As the chapter closes, evil is not given the dignity of a prolonged struggle. It ends quickly. This is one of the most hopeful details in the entire book. The things that feel overwhelming now will not always feel that way. What seems unstoppable will be stopped. What seems entrenched will be removed. What seems eternal will be revealed as temporary.
Revelation 19 reminds us that God does not rush, but He does not forget. Delay is not denial. Silence is not absence. The long arc of history bends toward truth because it is guided by the One who defines it.
For modern readers, this chapter asks for trust. Not blind trust, but informed trust. Trust rooted in the character of a God who has already demonstrated His love, His patience, and His willingness to suffer on behalf of His creation. The King who returns in Revelation 19 is the same One who washed feet, healed the sick, and forgave enemies. His justice cannot be separated from His mercy, because they flow from the same heart.

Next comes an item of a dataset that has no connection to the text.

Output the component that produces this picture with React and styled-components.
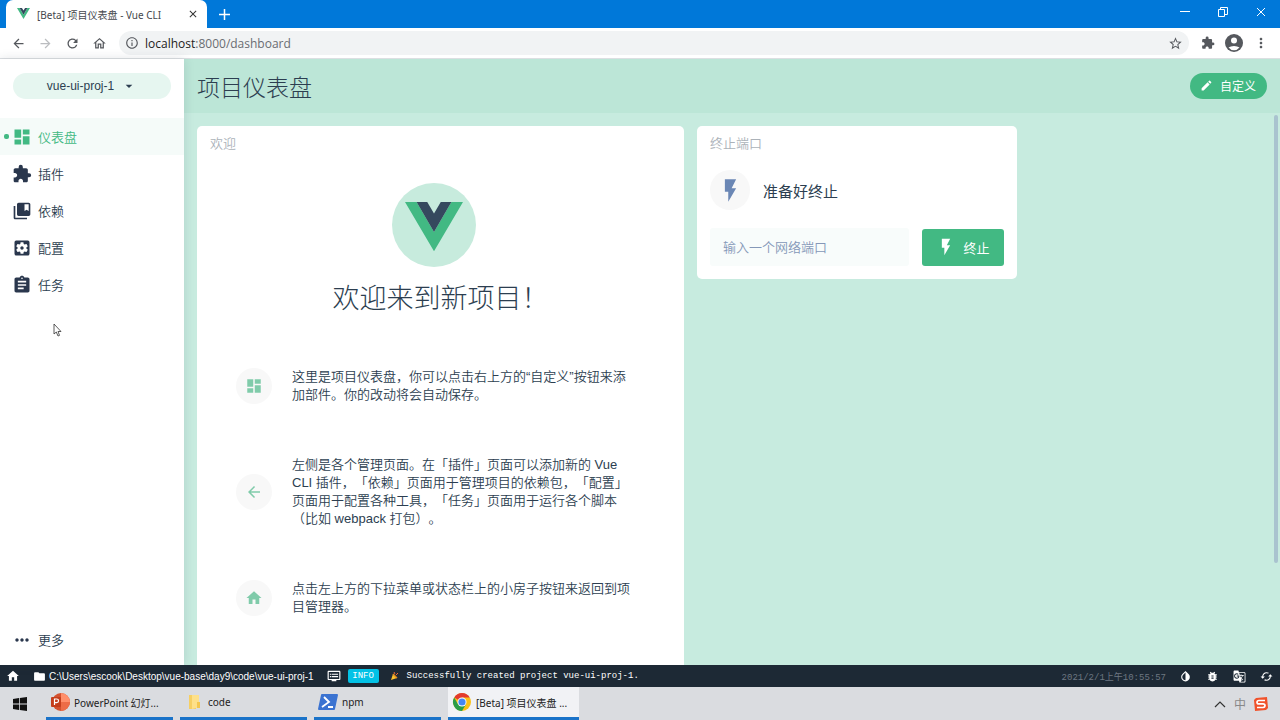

If Revelation 19 does anything, it restores scale. It reminds us that our moment is not the whole story. Our struggles are real, but they are not final. Our losses hurt, but they are not ultimate. There is a throne above every crisis and a purpose beyond every delay.
This chapter calls us to lift our eyes. To loosen our grip on temporary systems. To invest our lives in what will last. To choose faithfulness even when it feels unnoticed. To trust that the silence will break, and when it does, it will not be chaos that speaks, but truth.
Revelation 19 is not meant to make us afraid of the future. It is meant to free us from fear in the present. It assures us that the story is moving somewhere good, even when the middle chapters are hard to read.
And one day, when heaven speaks again with a voice like many waters and mighty thunder, it will not be to terrify the faithful, but to welcome them. Not to confuse them, but to confirm what they hoped was true all along.
The King reigns. The bride is ready. The silence will not last forever.